Resurfacing the Lovell Telescope
Over the summers of 2001 & 2002 it is planned that the surface of the 76m Lovell Radio Telescope will be replaced as the present surface is not in good condition.
A close up of the surface and as seen from within the bowl (March 2001)
Credit: A.Holloway, University of Manchester
The original steel surface of each of the several hundred panels that make up the surface will be replaced with a new surface made from galvanised steel. This must be used, rather than aluminium, in order that the part of the telescope that rotates in elevation - the bowl structure - remains in balance.
The expectation is that this will provide a substantial increase in the highest operating frequency of the telescope and, in particular, make it fully efficient at 5 Ghz which would allow the Lovell Telescope to make a major new contribution to MERLIN. Its use at 5Ghz would almost double the sensitivity of MERLIN at that frequency!
The improved performance would come from three improvements:
- The individual panel surfaces would be smoother than the present panels.

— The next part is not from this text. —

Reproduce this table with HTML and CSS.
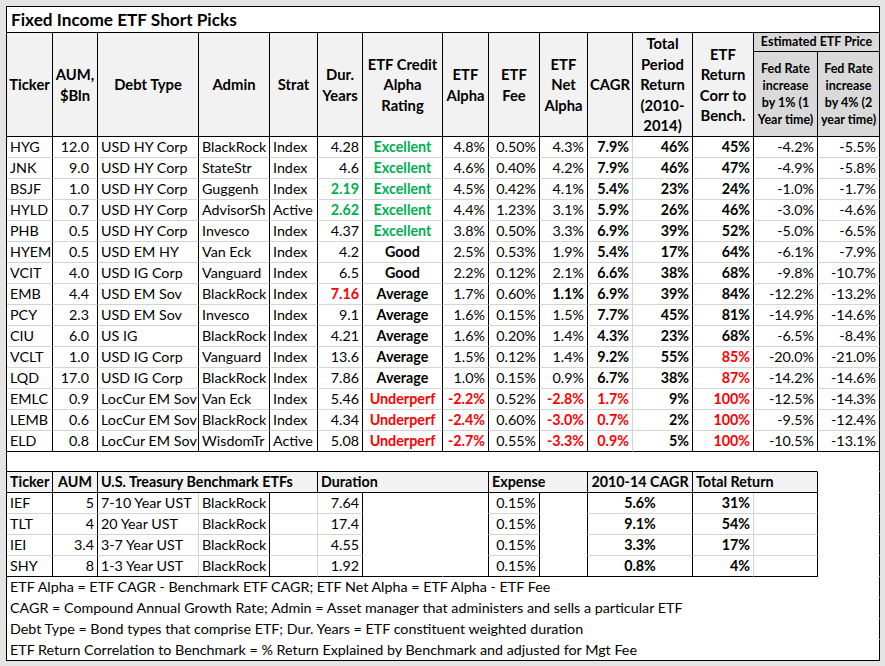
FILE: index.html
```html
<!DOCTYPE html>
<html>
<head>
<meta charset="utf-8">
<link rel="stylesheet" href="styles.css">
</head>
<body>
<table class="sheet">
<colgroup>
<col style="width:46px"><col style="width:45px"><col style="width:101px"><col style="width:71px"><col style="width:48px"><col style="width:45px"><col style="width:80px"><col style="width:46px"><col style="width:51px"><col style="width:48px"><col style="width:45px"><col style="width:60px"><col style="width:61px"><col style="width:64px"><col style="width:62px">
</colgroup>
<tr class="t"><td colspan="15" class="title">Fixed Income ETF Short Picks</td></tr>
<tr class="ha">
<td rowspan="2" class="h">Ticker</td>
<td rowspan="2" class="h">AUM,<br>$Bln</td>
<td rowspan="2" class="h">Debt Type</td>
<td rowspan="2" class="h">Admin</td>
<td rowspan="2" class="h">Strat</td>
<td rowspan="2" class="h">Dur.<br>Years</td>
<td rowspan="2" class="h">ETF Credit<br>Alpha<br>Rating</td>
<td rowspan="2" class="h">ETF<br>Alpha</td>
<td rowspan="2" class="h">ETF<br>Fee</td>
<td rowspan="2" class="h">ETF<br>Net<br>Alpha</td>
<td rowspan="2" class="h">CAGR</td>
<td rowspan="2" class="h">Total<br>Period<br>Return<br>(2010-<br>2014)</td>
<td rowspan="2" class="h">ETF<br>Return<br>Corr to<br>Bench.</td>
<td colspan="2" class="h est">Estimated ETF Price</td>
</tr>
<tr class="hb">
<td class="h fed">Fed Rate<br>increase<br>by 1% (1<br>Year time)</td>
<td class="h fed">Fed Rate<br>increase<br>by 4% (2<br>year time)</td>
</tr>

<tr class="d"><td>HYG</td><td class="r aum">12.0</td><td>USD HY Corp</td><td>BlackRock</td><td>Index</td><td class="r">4.28</td><td class="c b g">Excellent</td><td class="r">4.8%</td><td class="r">0.50%</td><td class="r">4.3%</td><td class="r b gr">7.9%</td><td class="r b">46%</td><td class="r b">45%</td><td class="r">-4.2%</td><td class="r">-5.5%</td></tr>
<tr class="d"><td>JNK</td><td class="r aum">9.0</td><td>USD HY Corp</td><td>StateStr</td><td>Index</td><td class="r">4.6</td><td class="c b g">Excellent</td><td class="r">4.6%</td><td class="r">0.40%</td><td class="r">4.2%</td><td class="r b gr">7.9%</td><td class="r b">46%</td><td class="r b">47%</td><td class="r">-4.9%</td><td class="r">-5.8%</td></tr>
<tr class="d"><td>BSJF</td><td class="r aum">1.0</td><td>USD HY Corp</td><td>Guggenh</td><td>Index</td><td class="r b g">2.19</td><td class="c b g">Excellent</td><td class="r">4.5%</td><td class="r">0.42%</td><td class="r">4.1%</td><td class="r b gr">5.4%</td><td class="r b">23%</td><td class="r b">24%</td><td class="r">-1.0%</td><td class="r">-1.7%</td></tr>
<tr class="d"><td>HYLD</td><td class="r aum">0.7</td><td>USD HY Corp</td><td>AdvisorSh</td><td>Active</td><td class="r b g">2.62</td><td class="c b g">Excellent</td><td class="r">4.4%</td><td class="r">1.23%</td><td class="r">3.1%</td><td class="r b gr">5.9%</td><td class="r b">26%</td><td class="r b">46%</td><td class="r">-3.0%</td><td class="r">-4.6%</td></tr>
<tr class="d"><td>PHB</td><td class="r aum">0.5</td><td>USD HY Corp</td><td>Invesco</td><td>Index</td><td class="r">4.37</td><td class="c b g">Excellent</td><td class="r">3.8%</td><td class="r">0.50%</td><td class="r">3.3%</td><td class="r b gr">6.9%</td><td class="r b">39%</td><td class="r b">52%</td><td class="r">-5.0%</td><td class="r">-6.5%</td></tr>
<tr class="d"><td>HYEM</td><td class="r aum">0.5</td><td>USD EM HY</td><td>Van Eck</td><td>Index</td><td class="r">4.2</td><td class="c b">Good</td><td class="r">2.5%</td><td class="r">0.53%</td><td class="r">1.9%</td><td class="r b gr">5.4%</td><td class="r b">17%</td><td class="r b">64%</td><td class="r">-6.1%</td><td class="r">-7.9%</td></tr>
<tr class="d"><td>VCIT</td><td class="r aum">4.0</td><td>USD IG Corp</td><td>Vanguard</td><td>Index</td><td class="r">6.5</td><td class="c b">Good</td><td class="r">2.2%</td><td class="r">0.12%</td><td class="r">2.1%</td><td class="r b gr">6.6%</td><td class="r b">38%</td><td class="r b">68%</td><td class="r">-9.8%</td><td class="r">-10.7%</td></tr>
<tr class="d"><td>EMB</td><td class="r aum">4.4</td><td>USD EM Sov</td><td>BlackRock</td><td>Index</td><td class="r b rd">7.16</td><td class="c b">Average</td><td class="r">1.7%</td><td class="r">0.60%</td><td class="r b">1.1%</td><td class="r b gr">6.9%</td><td class="r b">39%</td><td class="r b">84%</td><td class="r">-12.2%</td><td class="r">-13.2%</td></tr>
<tr class="d"><td>PCY</td><td class="r aum">2.3</td><td>USD EM Sov</td><td>Invesco</td><td>Index</td><td class="r">9.1</td><td class="c b">Average</td><td class="r">1.6%</td><td class="r">0.15%</td><td class="r">1.5%</td><td class="r b gr">7.7%</td><td class="r b">45%</td><td class="r b">81%</td><td class="r">-14.9%</td><td class="r">-14.6%</td></tr>
<tr class="d"><td>CIU</td><td class="r aum">6.0</td><td>US IG</td><td>BlackRock</td><td>Index</td><td class="r">4.21</td><td class="c b">Average</td><td class="r">1.6%</td><td class="r">0.20%</td><td class="r">1.4%</td><td class="r b gr">4.3%</td><td class="r b">23%</td><td class="r b">68%</td><td class="r">-6.5%</td><td class="r">-8.4%</td></tr>
<tr class="d"><td>VCLT</td><td class="r aum">1.0</td><td>USD IG Corp</td><td>Vanguard</td><td>Index</td><td class="r">13.6</td><td class="c b">Average</td><td class="r">1.5%</td><td class="r">0.12%</td><td class="r">1.4%</td><td class="r b gr">9.2%</td><td class="r b">55%</td><td class="r b rd">85%</td><td class="r">-20.0%</td><td class="r">-21.0%</td></tr>
<tr class="d"><td>LQD</td><td class="r aum">17.0</td><td>USD IG Corp</td><td>BlackRock</td><td>Index</td><td class="r">7.86</td><td class="c b">Average</td><td class="r">1.0%</td><td class="r">0.15%</td><td class="r">0.9%</td><td class="r b gr">6.7%</td><td class="r b">38%</td><td class="r b rd">87%</td><td class="r">-14.2%</td><td class="r">-14.6%</td></tr>
<tr class="d"><td>EMLC</td><td class="r aum">0.9</td><td>LocCur EM Sov</td><td>Van Eck</td><td>Index</td><td class="r">5.46</td><td class="c b rd">Underperf</td><td class="r b rd">-2.2%</td><td class="r">0.52%</td><td class="r b rd">-2.8%</td><td class="r b rd gr">1.7%</td><td class="r b">9%</td><td class="r b rd">100%</td><td class="r">-12.5%</td><td class="r">-14.3%</td></tr>
<tr class="d"><td>LEMB</td><td class="r aum">0.6</td><td>LocCur EM Sov</td><td>BlackRock</td><td>Index</td><td class="r">4.34</td><td class="c b rd">Underperf</td><td class="r b rd">-2.4%</td><td class="r">0.60%</td><td class="r b rd">-3.0%</td><td class="r b rd gr">0.7%</td><td class="r b">2%</td><td class="r b rd">100%</td><td class="r">-9.5%</td><td class="r">-12.4%</td></tr>
<tr class="d last"><td>ELD</td><td class="r aum">0.8</td><td>LocCur EM Sov</td><td>WisdomTr</td><td>Active</td><td class="r">5.08</td><td class="c b rd">Underperf</td><td class="r b rd">-2.7%</td><td class="r">0.55%</td><td class="r b rd">-3.3%</td><td class="r b rd gr">0.9%</td><td class="r b">5%</td><td class="r b rd">100%</td><td class="r">-10.5%</td><td class="r">-13.1%</td></tr>

<tr class="gap"><td colspan="14" class="nr kb"></td><td class="nb"></td></tr>

<tr class="lh">
<td class="lhc">Ticker</td>
<td class="lhc c">AUM</td>
<td colspan="3" class="lhc">U.S. Treasury Benchmark ETFs</td>
<td colspan="3" class="lhc">Duration</td>
<td colspan="2" class="lhc">Expense</td>
<td colspan="2" class="lhc c">2010-14 CAGR</td>
<td colspan="2" class="lhc">Total Return</td>
<td class="nb"></td>
</tr>
<tr class="d"><td>IEF</td><td class="r">5</td><td class="gr">7-10 Year UST</td><td>BlackRock</td><td class="gr"></td><td class="r">7.64</td><td class="nr nb"></td><td class="nb"></td><td class="r">0.15%</td><td class="nb"></td><td colspan="2" class="c b">5.6%</td><td class="r b gr">31%</td><td></td><td class="nb"></td></tr>
<tr class="d"><td>TLT</td><td class="r">4</td><td class="gr">20 Year UST</td><td>BlackRock</td><td class="gr"></td><td class="r">17.4</td><td class="nr nb"></td><td class="nb"></td><td class="r">0.15%</td><td class="nb"></td><td colspan="2" class="c b">9.1%</td><td class="r b gr">54%</td><td></td><td class="nb"></td></tr>
<tr class="d"><td>IEI</td><td class="r">3.4</td><td class="gr">3-7 Year UST</td><td>BlackRock</td><td class="gr"></td><td class="r">4.55</td><td class="nr nb"></td><td class="nb"></td><td class="r">0.15%</td><td class="nb"></td><td colspan="2" class="c b">3.3%</td><td class="r b gr">17%</td><td></td><td class="nb"></td></tr>
<tr class="d"><td class="kb">SHY</td><td class="r kb">8</td><td class="gr kb">1-3 Year UST</td><td class="kb">BlackRock</td><td class="gr kb"></td><td class="r kb">1.92</td><td class="nr kb"></td><td class="kb"></td><td class="r kb">0.15%</td><td class="kb"></td><td colspan="2" class="c b kb">0.8%</td><td class="r b gr kb">4%</td><td class="kb"></td><td class="nb"></td></tr>

<tr class="d"><td colspan="15" class="fn nb">ETF Alpha = ETF CAGR - Benchmark ETF CAGR; ETF Net Alpha = ETF Alpha - ETF Fee</td></tr>
<tr class="d"><td colspan="15" class="fn nb">CAGR = Compound Annual Growth Rate; Admin = Asset manager that administers and sells a particular ETF</td></tr>
<tr class="d"><td colspan="15" class="fn nb">Debt Type = Bond types that comprise ETF; Dur. Years = ETF constituent weighted duration</td></tr>
<tr class="d"><td colspan="15" class="fn kb">ETF Return Correlation to Benchmark = % Return Explained by Benchmark and adjusted for Mgt Fee</td></tr>
</table>
</body>
</html>
```

FILE: styles.css
```css
html, body {
  margin: 0;
  padding: 0;
  background: #e4e4e4;
}
body {
  padding: 6px 0 0 6px;
}
.sheet {
  border-collapse: separate;
  border-spacing: 0;
  table-layout: fixed;
  width: 874px;
  background: #ffffff;
  border-left: 1px solid #000;
  border-top: 1px solid #000;
  font-family: Lato, "Liberation Sans", sans-serif;
  font-size: 14.3px;
  color: #000;
}
.sheet td {
  padding: 0 3px;
  border-right: 1px solid #000;
  border-bottom: 1px solid #d4d4d4;
  white-space: nowrap;
  overflow: hidden;
  vertical-align: middle;
  line-height: 20px;
  height: 20px;
}
.sheet tr.d td { height: 20px; }
.sheet tr.t td { height: 25px; }
.sheet tr.ha td { height: 18px; }
.sheet tr.hb td { height: 84px; }
.sheet tr.gap td { height: 19px; }
.sheet tr.lh td { height: 20px; }

.title {
  font-weight: 700;
  font-size: 17.2px;
  border-bottom: 1px solid #000 !important;
  padding-left: 4px !important;
}
.h {
  background: #f2f2f2;
  font-weight: 700;
  font-size: 14.8px;
  text-align: center;
  border-bottom: 1px solid #000 !important;
  line-height: 20.5px !important;
  padding: 0 1px !important;
}
.est {
  background: #d9d9d9;
  font-size: 12.5px;
  line-height: 18px !important;
}
.fed {
  background: #d9d9d9;
  font-size: 12.5px;
  line-height: 17px !important;
}
.lhc {
  background: #f2f2f2;
  font-weight: 700;
  border-bottom: 1px solid #000 !important;
}
.r { text-align: right; }
.c { text-align: center; }
.b { font-weight: 700; }
.g { color: #00b050; }
.rd { color: #ff0000; }
.aum { padding-right: 8px !important; }
.sheet td.gr { border-right-color: #d4d4d4; }
.sheet td.nr { border-right-color: transparent; }
.sheet td.nb { border-bottom-color: transparent; }
.sheet td.kb { border-bottom-color: #000; }
.sheet tr.last td { border-bottom-color: #000; }
.fn { padding-left: 3px; }
```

- The shape of some of the panel formers which define the surface shape of each panel can be improved helping to ensure that each panel shape correspond to the appropriate section of the parabolic surface.
- By the use of a holographic technique using observations made simultaneously by the Lovell and MkII telescopes, it is possible to measure the offset of each panel from the desired parabolic surface.   Each individual panel can then be adjusted to bring the whole surface to the desired parabolic shape.   The surface is set at an appropriate elevation so that the performance is maximised over the greatest possible range of elevations.
During the summer of 1988, the surface of three trial panels were replaced to help establish an appropriate system for the removal of the original skin and its replacement.   Telescope Workshop staff have built moveable platform to allow the panels furthest from the centre, where the slope is greatest, to be worked on.
During the summer of 1999 a complete segment of the surface was replaced to confirm the techniques to be used on the whole surface replacement. This is clearly visible as the white sector on the righthand side of the first image.